Johan Huizinga (1872-1945) is Nederlands bekendste cultuurhistoricus en een internationale beroemdheid. Als hoogleraar geschiedenis in Groningen en Leiden en als redacteur van ‘De Gids’ bekleedde hij een vooraanstaande positie in het interbellum. Zijn historische werken, zoals ‘Herfsttij der Middeleeuwen’ (1919) en ‘Erasmus’ (1924), worden nog steeds gedrukt, vertaald en gelezen. Met ‘In de schaduwen van morgen ‘(1935) kreeg hij als criticus van zijn eigen tijd bijval van een groot publiek en was hij de eerste Nederlandse publiekshistoricus.

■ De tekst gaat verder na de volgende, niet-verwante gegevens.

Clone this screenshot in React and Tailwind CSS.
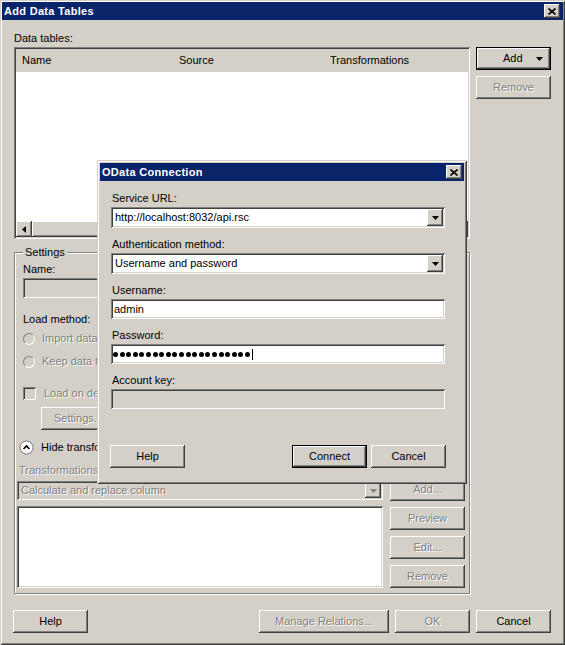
// Classic Windows "Add Data Tables" window with an "OData Connection" dialog over it
const raised =
  "bg-[#d4d0c8] shadow-[inset_-1px_-1px_#404040,inset_1px_1px_#fff,inset_-2px_-2px_#808080,inset_2px_2px_#d4d0c8]";
const raisedDefault =
  "bg-[#d4d0c8] border border-black shadow-[inset_-1px_-1px_#404040,inset_1px_1px_#fff,inset_-2px_-2px_#808080]";
const sunken =
  "shadow-[inset_1px_1px_#808080,inset_-1px_-1px_#fff,inset_2px_2px_#404040,inset_-2px_-2px_#d4d0c8]";
const frame =
  "shadow-[inset_1px_1px_#d4d0c8,inset_-1px_-1px_#404040,inset_2px_2px_#fff,inset_-2px_-2px_#808080]";
const grayText = "text-[#808080] [text-shadow:1px_1px_0_#fff]";

function Button({ children, disabled, primary, width = "w-[75px]", className = "" }) {
  return (
    <div
      className={`flex h-[23px] shrink-0 items-center justify-center ${width} ${
        primary ? raisedDefault : raised
      } ${disabled ? grayText : ""} ${className}`}
    >
      {children}
    </div>
  );
}

function CloseButton() {
  return (
    <div className={`flex h-[14px] w-[16px] items-center justify-center ${raised}`}>
      <svg width="8" height="7" viewBox="0 0 8 7">
        <path d="M0.5 0.5L7.5 6.5M7.5 0.5L0.5 6.5" stroke="#000" strokeWidth="1.6" />
      </svg>
    </div>
  );
}

function TitleBar({ title, className = "" }) {
  return (
    <div className={`flex h-[18px] items-center justify-between bg-[#0a246a] pl-[2px] ${className}`}>
      <span className="font-bold tracking-[0.3px] text-white">{title}</span>
      <CloseButton />
    </div>
  );
}

function DropArrow({ disabled, height = "h-[17px]" }) {
  return (
    <div className={`flex w-[16px] shrink-0 items-center justify-center ${height} ${raised}`}>
      <svg width="7" height="4" viewBox="0 0 7 4">
        <path d="M0 0H7L3.5 4Z" fill={disabled ? "#808080" : "#000"} />
      </svg>
    </div>
  );
}

function ScrollArrow({ left }) {
  return (
    <div className={`flex h-[16px] w-[16px] shrink-0 items-center justify-center ${raised}`}>
      <svg width="4" height="7" viewBox="0 0 4 7">
        <path d={left ? "M4 0V7L0 3.5Z" : "M0 0V7L4 3.5Z"} fill="#000" />
      </svg>
    </div>
  );
}

function ListView() {
  return (
    <div className={`flex h-[192px] w-[456px] shrink-0 flex-col bg-white p-[2px] ${sunken}`}>
      <div className="flex h-[23px] items-center bg-[#d4d0c8]">
        <span className="ml-[6px] w-[157px]">Name</span>
        <span className="w-[151px]">Source</span>
        <span>Transformations</span>
      </div>
      <div className="flex-1" />
      <div className="flex h-[16px]">
        <ScrollArrow left />
        <div className={`flex-1 ${raised}`} />
        <ScrollArrow />
      </div>
    </div>
  );
}

function Radio({ label }) {
  return (
    <div className="flex h-[13px] items-center gap-[7px]">
      <span className="h-[12px] w-[12px] rounded-full border border-t-[#808080] border-l-[#808080] border-r-[#fff] border-b-[#fff] bg-[#d4d0c8]" />
      <span className={`whitespace-nowrap ${grayText}`}>{label}</span>
    </div>
  );
}

function Field({ children, disabled, className = "" }) {
  return (
    <div
      className={`mt-[2px] flex h-[20px] w-[334px] items-center pl-[3px] ${sunken} ${
        disabled ? "bg-[#d4d0c8]" : "bg-white"
      } ${className}`}
    >
      {children}
    </div>
  );
}

function Combo({ value }) {
  return (
    <div className={`mt-[2px] flex h-[21px] w-[334px] items-center bg-white pl-[4px] pr-[2px] ${sunken}`}>
      <span className="flex-1 truncate">{value}</span>
      <DropArrow />
    </div>
  );
}

function ODataDialog() {
  const dots = Array.from({ length: 21 });
  return (
    <div className={`absolute left-[97px] top-[160px] h-[324px] w-[370px] bg-[#d4d0c8] p-[3px] ${frame}`}>
      <TitleBar title="OData Connection" className="pr-[2px]" />
      <div className="pl-[11px]">
        <div className="mt-[11px] h-[13px] pl-[1px]">Service URL:</div>
        <Combo value="http://localhost:8032/api.rsc" />
        <div className="mt-[10px] h-[13px] pl-[1px]">Authentication method:</div>
        <Combo value="Username and password" />
        <div className="mt-[10px] h-[13px] pl-[1px]">Username:</div>
        <Field>admin</Field>
        <div className="mt-[10px] h-[13px] pl-[1px]">Password:</div>
        <Field className="!pl-[2px]">
          <div className="flex items-center gap-[1.6px]">
            {dots.map((_, i) => (
              <span key={i} className="h-[5px] w-[5px] rounded-full bg-black" />
            ))}
          </div>
          <span className="ml-[2px] h-[11px] w-[1px] bg-black" />
        </Field>
        <div className="mt-[10px] h-[13px] pl-[1px]">Account key:</div>
        <Field disabled />
        <div className="mt-[36px] flex">
          <Button className="-ml-[1px]">Help</Button>
          <Button primary className="ml-[107px]">
            Connect
          </Button>
          <Button className="ml-[4px]">Cancel</Button>
        </div>
      </div>
    </div>
  );
}

export default function App() {
  return (
    <div
      className={`relative h-[645px] w-[565px] overflow-hidden bg-[#d4d0c8] font-['Liberation_Sans',Arial,sans-serif] text-[11px] leading-[13px] text-black ${frame}`}
    >
      <TitleBar title="Add Data Tables" className="mx-[2px] mt-[2px] pr-[3px]" />

      <div className="pl-[14px] pr-[14px]">
        <div className="mt-[12px] h-[13px]">Data tables:</div>

        <div className="mt-[2px] flex gap-[6px]">
          <ListView />
          <div className="flex flex-col gap-[6px]">
            <Button primary className="!justify-start pl-[26px]">
              <span>Add</span>
              <svg className="ml-[13px]" width="7" height="4" viewBox="0 0 7 4">
                <path d="M0 0H7L3.5 4Z" fill="#000" />
              </svg>
            </Button>
            <Button disabled>Remove</Button>
          </div>
        </div>

        {/* Settings group */}
        <fieldset className="mt-[7px] w-[456px] border border-[#808080] pb-[5px] shadow-[1px_1px_0_#fff,inset_1px_1px_0_#fff]">
          <legend className="ml-[8px] bg-[#d4d0c8] px-[2px] leading-[13px]">Settings</legend>

          <div className="pl-[8px]">
            <div className="mt-[4px] h-[13px]">Name:</div>
            <div className={`mt-[2px] h-[20px] w-[360px] bg-[#d4d0c8] ${sunken}`} />
            <div className="mt-[15px] h-[13px]">Load method:</div>
            <div className="mt-[6px]">
              <Radio label="Import data table" />
            </div>
            <div className="mt-[10px]">
              <Radio label="Keep data table external" />
            </div>
            <div className="mt-[19px] flex h-[13px] items-center gap-[8px]">
              <span className={`h-[13px] w-[13px] bg-[#d4d0c8] ${sunken}`} />
              <span className={`whitespace-nowrap ${grayText}`}>Load on demand</span>
            </div>
            <Button disabled className="ml-[18px] mt-[7px]">
              Settings...
            </Button>
          </div>

          <div className="pl-[2px] pr-[4px]">
            <div className="ml-[2px] mt-[10px] flex h-[15px] items-center gap-[7px]">
              <svg width="15" height="15" viewBox="0 0 15 15">
                <circle cx="7.5" cy="7.5" r="6.5" fill="#fff" stroke="#7a7a7a" />
                <path d="M4.5 9L7.5 6L10.5 9" fill="none" stroke="#000" strokeWidth="1.6" />
              </svg>
              <span>Hide transformations</span>
            </div>
            <div className={`ml-[2px] mt-[9px] h-[13px] ${grayText}`}>Transformations:</div>
            <div className="mt-[1px] flex gap-[7px]">
              <div className="w-[366px]">
                <div className={`mt-[3px] flex h-[19px] items-center bg-[#d4d0c8] pl-[4px] pr-[2px] ${sunken}`}>
                  <span className={`flex-1 truncate ${grayText}`}>Calculate and replace column</span>
                  <DropArrow disabled height="h-[15px]" />
                </div>
                <div className={`mt-[6px] h-[82px] bg-white ${sunken}`} />
              </div>
              <div className="flex flex-col gap-[6px]">
                <Button disabled>Add...</Button>
                <Button disabled>Preview</Button>
                <Button disabled>Edit...</Button>
                <Button disabled>Remove</Button>
              </div>
            </div>
          </div>
        </fieldset>

        <div className="mt-[16px] flex gap-[6px]">
          <Button className="-ml-[1px]">Help</Button>
          <Button disabled width="w-[130px]" className="ml-auto">
            Manage Relations...
          </Button>
          <Button disabled>OK</Button>
          <Button>Cancel</Button>
        </div>
      </div>

      <ODataDialog />
    </div>
  );
}
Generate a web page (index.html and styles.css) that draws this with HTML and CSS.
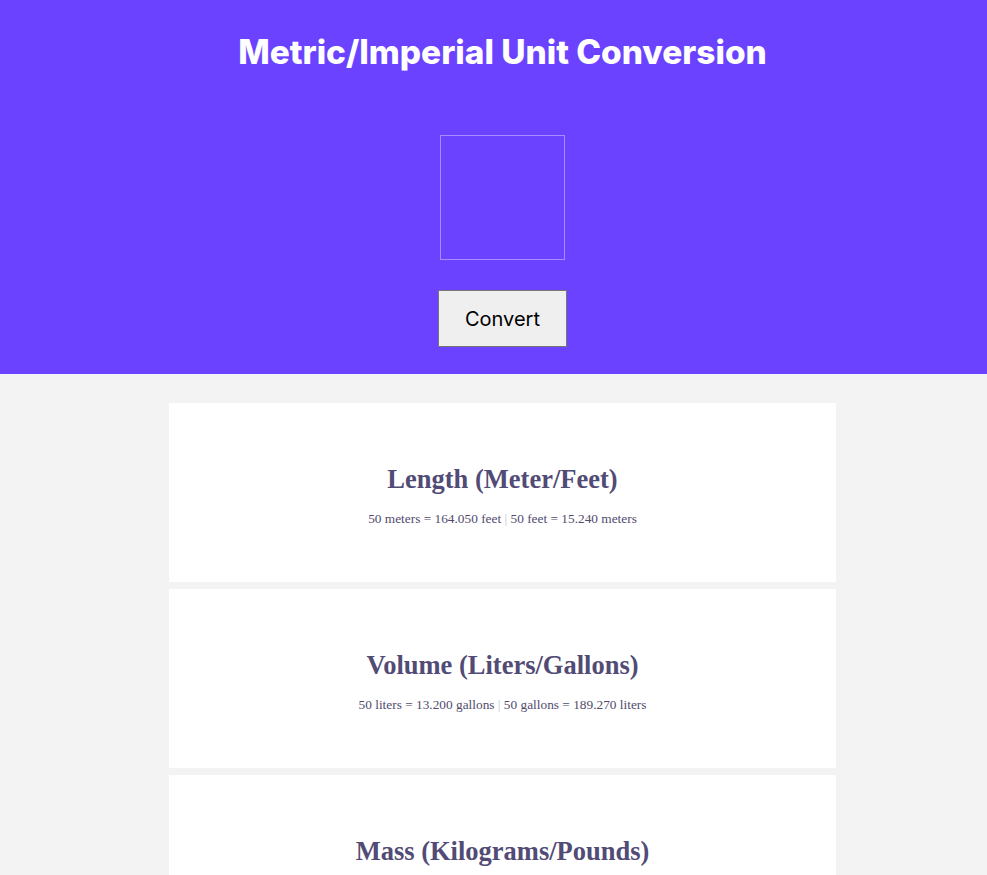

Aan de vooravond van de Tweede Wereldoorlog publiceerde Huizinga zijn ‘Homo ludens’, ‘(De) spelende mens’ (1938). Het werk ontstond uit zijn diesrede als rector van de Leidse universiteit anno 1933, maar het thema boeide hem al van jaren voordien. In een omstandig betoog zette hij uiteen hoe alle cultuur ontstaat in spel en als spel. Hij wilde het ‘ludieke’ karakter als wezenskenmerk in alle cultuurelementen duiden. Al zijn kennis en belezenheid balde hij samen in een interdisciplinair werk, dat al snel internationaal erkenning als klassieker kreeg en de auteur op de kaart zette als filosoof van de cultuur.
Dat een bijna eeuwenoud werk onderhevig is aan de tand des tijds, is onvermijdelijk. Net als andere klassieke werken is het werk op onderdelen achterhaald door nieuwere studies en inzichten, inzonderheid uit de antropologie, die de voorbije decennia een enorme ontwikkeling doormaakte. Toch heeft dit uitdagend boek onmiskenbaar zijn verdienste.
Daarom is het gelukkig dat Huizinga-kenner Anton van der Lem ‘Homo ludens’ voor een breed publiek ontsluit door middel van een spelling in hedendaags Nederlands, de vertaling van de anderstalige citaten en toevoegingen van meer dan honderd met zorg gekozen illustraties en van deskundige toelichtingen, onder andere met citaten uit tot nu toe onbekende brieven van Huizinga uit diens archief. De tekstbezorger is daarmee niet aan zijn proefstuk, want hij deed iets soortgelijks al eerder voor ‘Herfsttij der Middeleeuwen’.
Na de tekst van ‘Homo ludens’ naar de tweede door Huizinga geautoriseerde druk (1940) en vervolgens de voorstudie, de diesoratie uit 1933, geeft Anton van der Lem in een wegwijzer eerst een biografische schets en gaat dan uitgebreid in op de wording en ontstaansgeschiedenis van ‘Homo ludens’ in de woelige jaren 1930. Verder verhaalt hij de totstandkoming van de vertalingen, waaronder Huizinga’s eigen Engelse vertaling tijdens de Tweede Wereldoorlog. Hij vergelijkt de diesrede van 1933 en ‘Homo ludens’ en eindigt met een impressionistische schets van Huizinga als ‘spelende’ mens. Van der Lem waagt zich bewust niet aan de vergelijking van Huizinga’s ideeën met die van andere ‘speltheoretici’. De bezorging en toelichting faciliteren ongetwijfeld de lectuur van Huizinga’s uitdagende tekst.
Uitgezochte en goed geduide illustraties in de tekst en achteraan de bibliografie van de door Huizinga gebruikte werken, noten, zowel bij ‘Homo ludens’ als bij de wegwijzer van de tekstbezorger, de herkomst der illustraties, een verklarend overzicht van personen en een index van zaken vervolledigen deze eerste heruitgave in hedendaags Nederlands. De tekst vraagt aandachtige lectuur, maar Huizinga’s uitgangsobservatie blijft meer dan relevant voor onze tijd, waarin zelfs oorlogen de vorm aannemen van gesofisticeerde dronegames.